Back when I was younger and had gobs more free time than I do now, I wrote a fantasy wrestling promotion with all these weird and dumb wrestlers I made up. I'll spare the details, but I ran monthly pay-per-views, and my December event was always held on the day after Christmas. Most places are usually closed, and if they're not, people tend to take the day off anyway. I know I do. Another time to try a midweek pay-per-view would be in the summertime. Baseball is the only competition, and people tend to stay up later or take vacations there too.

It's a net positive, even if only slightly. TNA would rather be on Spike TV, but Dixie Carter's blind devotion to Vince Russo cost the company that opportunity. The people in charge only have themselves to blame, but rather than look at it from a "Spike vs. Destination America" scenario, people need to look at it from "Destination America vs. closure" scenario. DA also is in 60 million homes right now, which isn't a piddling number. The question becomes whether TNA's 1 million weekly viewers all have that channel or not.

Anyway, while I firmly believe Carter and her merry band of corporate assholes don't deserve to have television, I am sad whenever anyone, whether the wrestlers or the people behind the scenes, has to lose their job. So I'm happy that TNA is staying open. Hopefully, the company can grow so that someone less heinous can buy it and do something good with it.

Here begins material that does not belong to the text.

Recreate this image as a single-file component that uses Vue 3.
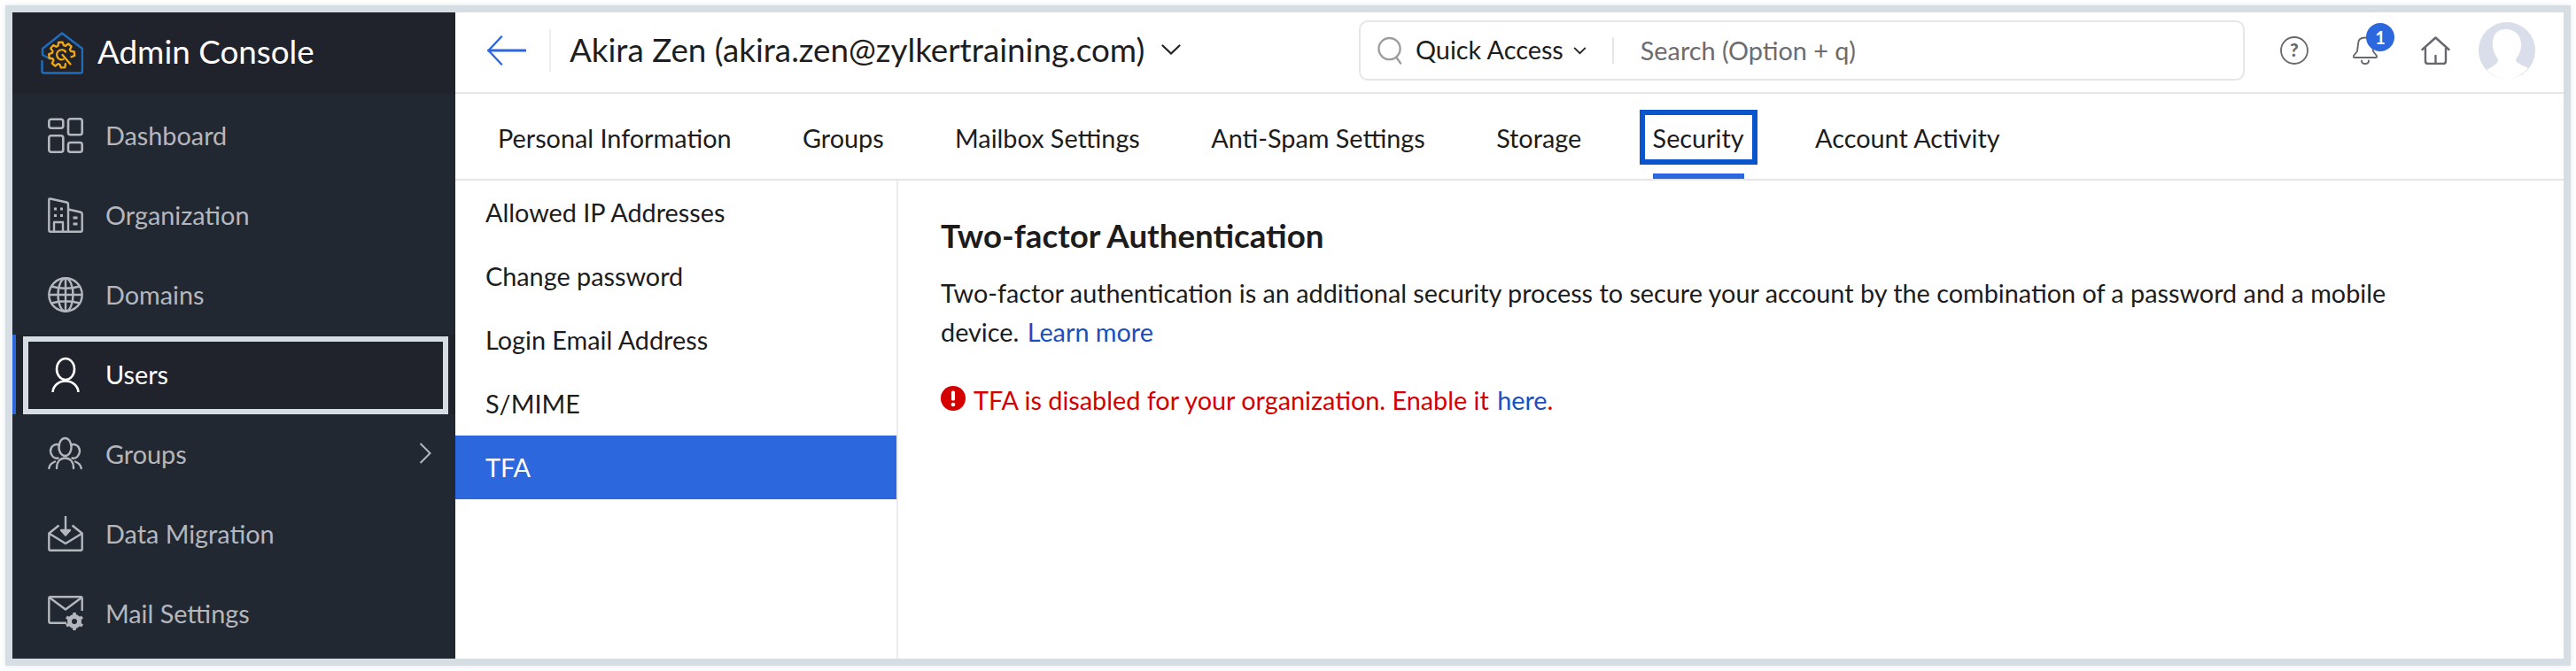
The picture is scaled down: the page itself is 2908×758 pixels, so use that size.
<script setup>
const tabs = ['Personal Information', 'Groups', 'Mailbox Settings', 'Anti-Spam Settings', 'Storage', 'Security', 'Account Activity']
const subItems = ['Allowed IP Addresses', 'Change password', 'Login Email Address', 'S/MIME', 'TFA']

// Gear outline for the logo: eight teeth, left open at the lower right for the spanner handle.
function gearPath(cx, cy, rOut, rIn, teeth, startDeg, sweepDeg) {
  const step = 360 / teeth
  const pts = []
  for (let a = startDeg; a < startDeg + sweepDeg - 0.01; a += step) {
    const offs = [[0.12, rIn], [0.3, rOut], [0.7, rOut], [0.88, rIn]]
    for (const [f, r] of offs) {
      const t = ((a + f * step) * Math.PI) / 180
      pts.push(`${(cx + r * Math.cos(t)).toFixed(2)} ${(cy + r * Math.sin(t)).toFixed(2)}`)
    }
  }
  return 'M' + pts.join(' L')
}
const gear = gearPath(23.7, 26, 14.5, 11, 8, 62, 315)
</script>

<template>
  <div class="frame">
    <aside class="sidebar">
      <div class="brand">
        <svg class="logo" viewBox="0 0 48 48" fill="none">
          <path d="M11.500 31 L2 26 V19 L24 1.500 L47 19 V44.500 Q47 46.500 45 46.500 H3.500 Q1.500 46.500 1.500 44.500 V33" stroke="#1f6ebd" stroke-width="2.400" stroke-linejoin="round" stroke-linecap="round" />
          <path :d="gear" stroke="#f4a90f" stroke-width="2.300" stroke-linejoin="round" stroke-linecap="round" />
          <path d="M28 22.500 A5.500 5.500 0 1 0 25.500 31 M24.500 26 L33.500 36.500" stroke="#f4a90f" stroke-width="2.300" stroke-linecap="round" />
        </svg>
        <span class="brand-name">Admin Console</span>
      </div>
      <nav class="nav">
        <a class="nav-item">
          <svg class="nav-icon" viewBox="0 0 40 40" fill="none" stroke="currentColor" stroke-width="2.600">
            <rect x="1.300" y="1.800" width="16" height="10" rx="2.500" /><rect x="23" y="1.300" width="15.700" height="18" rx="2.500" />
            <rect x="1.300" y="20.300" width="16" height="18.400" rx="2.500" /><rect x="23" y="28" width="15.700" height="10.700" rx="2.500" />
          </svg>
          <span>Dashboard</span>
        </a>
        <a class="nav-item">
          <svg class="nav-icon" viewBox="0 0 40 40" fill="none" stroke="currentColor" stroke-width="2.400" stroke-linejoin="round">
            <path d="M1.300 37 V2.500 Q1.300 1.200 2.800 1.500 L21 5.500 Q23 6 23 8 V38.700 H3 Q1.300 38.700 1.300 37 Z" />
            <path d="M23 13.500 L36.500 16.500 Q38.700 17 38.700 19 V37 Q38.700 38.700 37 38.700 H23" />
            <path d="M7 38.700 V28 H17 V38.700" />
            <path d="M7 13 H10 M14 13 H17 M7 20.500 H10 M14 20.500 H17 M28.500 23 H33.500 M28.500 30 H33.500" stroke-width="2.800" />
          </svg>
          <span>Organization</span>
        </a>
        <a class="nav-item">
          <svg class="nav-icon" viewBox="0 0 40 40" fill="none" stroke="currentColor" stroke-width="2.400">
            <circle cx="20" cy="20" r="18.700" />
            <ellipse cx="20" cy="20" rx="8.500" ry="18.700" />
            <path d="M20 1.300 V38.700 M1.300 20 H38.700 M4 10.500 Q20 15 36 10.500 M4 29.500 Q20 25 36 29.500" />
          </svg>
          <span>Domains</span>
        </a>
        <a class="nav-item active">
          <svg class="nav-icon" viewBox="0 0 40 40" fill="none" stroke="currentColor" stroke-width="2.600" stroke-linecap="round">
            <ellipse cx="20" cy="14" rx="10" ry="12" />
            <path d="M5.500 41 C5.500 33 12 27.500 20 27.500 C28 27.500 34.500 33 34.500 41" />
          </svg>
          <span>Users</span>
        </a>
        <a class="nav-item">
          <svg class="nav-icon" viewBox="0 0 40 40" fill="none" stroke="currentColor" stroke-width="2.400" stroke-linecap="round">
            <ellipse cx="19.500" cy="12" rx="7" ry="10" />
            <path d="M12.500 9.500 C8 8 3 11 3 16.500 C3 21.500 7 25.500 11.500 24.500" />
            <path d="M26.500 9.500 C31 8 36 11 36 16.500 C36 21.500 32 25.500 27.500 24.500" />
            <path d="M10 36 C10 28.500 14 24.500 19.500 24.500 C25 24.500 29 28.500 29 36" />
            <path d="M1.300 36 C1.800 32.500 4 30 8 28.500 M37.700 36 C37.200 32.500 35 30 31 28.500" />
          </svg>
          <span>Groups</span>
          <svg class="nav-caret" viewBox="0 0 14 24" fill="none" stroke="currentColor" stroke-width="2"><path d="M1.500 1 L12.500 12 L1.500 23" /></svg>
        </a>
        <a class="nav-item">
          <svg class="nav-icon" viewBox="0 0 40 40" fill="none" stroke="currentColor" stroke-width="2.400" stroke-linejoin="round">
            <path d="M12.500 10.500 L1.300 19.500 V37 Q1.300 38.700 3 38.700 H37 Q38.700 38.700 38.700 37 V19.500 L27.500 10.500" />
            <path d="M1.300 19.500 L20 31 L38.700 19.500" />
            <path d="M20 0 V20" />
            <path d="M15 16 H25 L20 21.500 Z" fill="currentColor" />
          </svg>
          <span>Data Migration</span>
        </a>
        <a class="nav-item">
          <svg class="nav-icon" viewBox="0 0 40 40" fill="none" stroke="currentColor" stroke-width="2.400" stroke-linejoin="round">
            <path d="M21 30.700 H3 Q1.300 30.700 1.300 29 V2.800 Q1.300 1.300 3 1.300 H37 Q38.700 1.300 38.700 3 V17" />
            <path d="M1.800 2 L20 15.500 L38.200 2" />
            <circle cx="30" cy="29" r="5.500" stroke-width="5" />
            <path d="M30 19 V22.500 M30 35.500 V39 M21 24 L24 26 M36 32 L39 34 M21 34 L24 32 M36 26 L39 24" stroke-width="3.600" />
          </svg>
          <span>Mail Settings</span>
        </a>
      </nav>
    </aside>

    <main class="main">
      <header class="topbar">
        <div class="back-wrap">
          <svg class="back" viewBox="0 0 44 34" fill="none" stroke="#2d67de" stroke-width="2.400" stroke-linecap="round" stroke-linejoin="round">
            <path d="M16 1.500 L1.500 17 L16 32.500" /><path d="M1.500 17 H43" stroke-width="3" />
          </svg>
        </div>
        <div class="who">
          <span>Akira Zen (akira.zen@zylkertraining.com)</span>
          <svg class="who-caret" viewBox="0 0 22 12" fill="none" stroke="#222" stroke-width="2.200" stroke-linecap="round"><path d="M1.500 1.500 L11 10.500 L20.500 1.500" /></svg>
        </div>
        <div class="search">
          <svg class="search-icon" viewBox="0 0 30 32" fill="none" stroke="#9c9c9c" stroke-width="2.400" stroke-linecap="round">
            <ellipse cx="14" cy="14" rx="12.500" ry="12.500" /><path d="M22 24 L27 31" />
          </svg>
          <span class="quick">Quick Access</span>
          <svg class="quick-caret" viewBox="0 0 16 10" fill="none" stroke="#222" stroke-width="2" stroke-linecap="round"><path d="M1.500 1.500 L8 8 L14.500 1.500" /></svg>
          <span class="search-sep"></span>
          <span class="placeholder">Search (Option + q)</span>
        </div>
        <div class="top-icons">
          <svg class="ti ti-help" viewBox="0 0 32 32" fill="none">
            <circle cx="16" cy="16" r="15" stroke="#66686d" stroke-width="1.800" />
            <text x="16" y="23" text-anchor="middle" font-family="Lato, sans-serif" font-size="21" font-weight="900" fill="#66686d">?</text>
          </svg>
          <span class="bell">
            <svg class="ti-bell" viewBox="0 0 28 32" fill="none" stroke="#66686d" stroke-width="1.900" stroke-linejoin="round" stroke-linecap="round">
              <path d="M6 9 Q6 1.500 14 1.500 Q22 1.500 22 9 L23 17 L27 22 Q27.500 24 26 24 H2 Q0.500 24 1 22 L5 17 Z" />
              <path d="M10 27.500 Q10 31 14 31 Q18 31 18 27.500" />
            </svg>
            <b class="badge">1</b>
          </span>
          <svg class="ti ti-home" viewBox="0 0 33 32" fill="none" stroke="#66686d" stroke-width="2.400" stroke-linecap="round" stroke-linejoin="round">
            <path d="M1.500 15 L16.500 1.500 L31.500 15" />
            <path d="M5 14 V28 Q5 31 8 31 H25 Q28 31 28 28 V14" />
            <path d="M16.500 22 V31" />
          </svg>
          <svg class="avatar" viewBox="0 0 64 64">
            <circle cx="32" cy="32" r="32" fill="#dadeea" />
            <path d="M32 8 C20 7 15 16 16 27 C17 34 19 38 22 42 C22 46 20 48 9 54 C18 62 26 64 32 64 C38 64 47 62 56 52 C48 48 42 46 42 42 C46 37 48 32 48 25 C48 15 42 9 32 8 Z" fill="#fff" />
          </svg>
        </div>
      </header>

      <div class="tabs">
        <a v-for="t in tabs" :key="t" class="tab" :class="{ current: t === 'Security' }">{{ t }}</a>
      </div>

      <div class="content">
        <ul class="subnav">
          <li v-for="s in subItems" :key="s" :class="{ on: s === 'TFA' }">{{ s }}</li>
        </ul>
        <section class="detail">
          <h2>Two-factor Authentication</h2>
          <p class="desc">Two-factor authentication is an additional security process to secure your account by the combination of a password and a mobile device. <a>Learn more</a></p>
          <p class="warn">
            <svg class="warn-icon" viewBox="0 0 28 28"><circle cx="14" cy="14" r="14" fill="#d40000" /><rect x="12" y="5.500" width="4" height="11" rx="1.500" fill="#fff" /><circle cx="14" cy="21" r="2.300" fill="#fff" /></svg>
            <span>TFA is disabled for your organization. Enable it <a>here</a>.</span>
          </p>
        </section>
      </div>
    </main>
  </div>
</template>

<style>
html, body { margin: 0; background: #fff; }
</style>

<style scoped>
.frame {
  margin: 6px;
  height: 730px;
  border: 8px solid #d6dee3;
  box-shadow: 0 0 6px rgba(190, 205, 215, .45);
  display: flex;
  font-family: Lato, "Liberation Sans", sans-serif;
  color: #1c1c1c;
  background: #fff;
  overflow: hidden;
}
.sidebar { width: 500px; flex: none; background: #222831; }
.brand {
  height: 92px; background: #20232c;
  display: flex; align-items: center; padding-left: 32px; gap: 17px;
  box-sizing: border-box;
}
.logo { width: 48px; height: 48px; }
.brand-name { color: #fff; font-size: 36.8px; line-height: 1; margin-top: -4px; margin-left: -1px; }
.nav { padding-top: 2px; }
.nav-item {
  position: relative; height: 90px; box-sizing: border-box;
  display: flex; align-items: center; padding-left: 40px; gap: 25px;
  font-size: 28.8px; color: #b4b7bd;
}
.nav-icon { width: 40px; height: 40px; flex: none; }
.nav-caret { width: 14px; height: 24px; position: absolute; right: 27px; top: 32px; color: #b4b7bd; }
.nav-item.active { color: #fff; background: #20232c; border-left: 4px solid #2d67de; padding-left: 36px; }
.nav-item.active::after {
  content: ""; position: absolute; left: 8px; right: 8px; top: 2px; bottom: 0;
  border: 6px solid #d6dee3;
}

.main { flex: 1; min-width: 0; display: flex; flex-direction: column; }
.topbar {
  height: 92px; box-sizing: border-box; flex: none;
  border-bottom: 2px solid #e6e6e6;
  display: flex; align-items: center;
}
.back-wrap {
  margin-left: 36px; padding-right: 26px; height: 48px;
  border-right: 2px solid #ececec; display: flex; align-items: center;
  margin-top: -4px;
}
.back { width: 44px; height: 34px; }
.who { margin-left: 21px; font-size: 36.8px; display: flex; align-items: center; gap: 19px; width: 891px; flex: none; margin-top: -6px; color: #1e1e1e; }
.who-caret { width: 22px; height: 12px; }
.search {
  width: 1000px; height: 68px; box-sizing: border-box; flex: none;
  border: 2px solid #e6e6e6; border-radius: 10px;
  display: flex; align-items: center; padding-left: 19px;
  align-self: flex-start; margin-top: 9px;
}
.search-icon { width: 29px; height: 32px; flex: none; }
.quick { margin-left: 14px; font-size: 28.8px; color: #1c1c1c; margin-top: -2px; }
.quick-caret { width: 15px; height: 9px; margin-left: 11px; }
.search-sep { width: 2px; height: 30px; background: #e6e6e6; margin-left: 29px; }
.placeholder { margin-left: 30px; font-size: 28.8px; color: #6c6c70; }
.top-icons { margin-left: 40px; display: flex; align-items: center; height: 64px; align-self: flex-start; margin-top: 11px; }
.ti-help { width: 32px; height: 32px; }
.bell { position: relative; width: 28px; height: 32px; margin-left: 50px; }
.ti-bell { width: 28px; height: 32px; display: block; }
.badge {
  position: absolute; left: 15px; top: -15px; width: 32px; height: 32px; border-radius: 50%;
  background: #2d67de; color: #fff; font-size: 20px; font-weight: 700; line-height: 32px; text-align: center;
}
.ti-home { width: 33px; height: 32px; margin-left: 49px; }
.avatar { width: 64px; height: 64px; margin-left: 32px; }

.tabs {
  height: 98px; box-sizing: border-box; flex: none;
  border-bottom: 2px solid #e6e6e6;
  display: flex; padding-left: 48px; gap: 80.4px; align-items: stretch;
}
.tab { position: relative; font-size: 28.8px; line-height: 90px; padding-top: 5px; white-space: nowrap; color: #1c1c1c; }
.tab.current::before {
  content: ""; position: absolute; left: -15px; right: -15px; top: 18px; height: 62px;
  border: 6px solid #0a55cc; box-sizing: border-box;
}
.tab.current::after {
  content: ""; position: absolute; left: 0; right: 0; bottom: 0; height: 6px; background: #2d67de;
}

.content { flex: 1; display: flex; min-height: 0; }
.subnav { width: 498px; box-sizing: content-box; flex: none; margin: 0; padding: 0; list-style: none; border-right: 2px solid #ececec; }
.subnav li { height: 72px; line-height: 72px; padding-left: 34px; font-size: 28.8px; color: #1c1c1c; }
.subnav li.on { background: #2d67de; color: #fff; }
.detail { flex: 1; padding: 0 150px 0 48px; }
.detail h2 { margin: 40px 0 0; font-size: 36.7px; line-height: 44px; font-weight: 700; color: #1c1c1c; }
.desc { margin: 21px 0 0; font-size: 28.8px; line-height: 44px; color: #1c1c1c; }
.desc a { color: #1a4fc0; margin-left: 2px; }
.warn { margin: 33px 0 0; font-size: 28.8px; line-height: 44px; color: #d40000; display: flex; align-items: center; gap: 9px; }
.warn a { color: #1a4fc0; margin-left: 2px; }
.warn-icon { width: 28px; height: 28px; flex: none; margin-top: -4px; }
</style>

I'm not holding my breath, however.

TEAM GOODY TWO-SHOES

  • John Cena - He's WWE's archetypical hero-type, even moreso than Hulk Hogan at this point.
  • Ricky "The Dragon" Steamboat - While Cena has only been a babyface in wrestling relativity, Steamboat has been wrestling's ultimate good guy in the broadest, most general sense. Gotta have him on the team.
  • Bret Hart - He was such a good guy that it turned him bitter and jaded when the classic babyface became uncool.
  • Ricky Morton and Robert Gibson - I'm not sure if either of these two worked for the WWE, but their footage is on the Network. The most classic good guy tag team ever.
TEAM SUPERVILLAIN

  • Vince McMahon - Hey, he worked semi-regularly. Plus, y'know, he's the embodiment of heeldom for several obvious reasons.
  • Triple H - He drug-married the boss' daughter, fucked a corpse, and racism'd his way to a WrestleMania main event victory. Yet, he's not the most evil person in WWE history by a longshot. Weird.
  • Tully Blanchard - Not only was he a bad man, he flaunted it in everyone's face. He may not have been the leader of the Four Horsemen, but one could argue he was more a heel than anyone in the group ever was.
  • Ted DiBiase and Irwin R. Schyster - A one-percent flaunting asshole with his own bling and a literal tax man? Not even Kevin Sullivan at his most occult touches these two in terms of pure evil.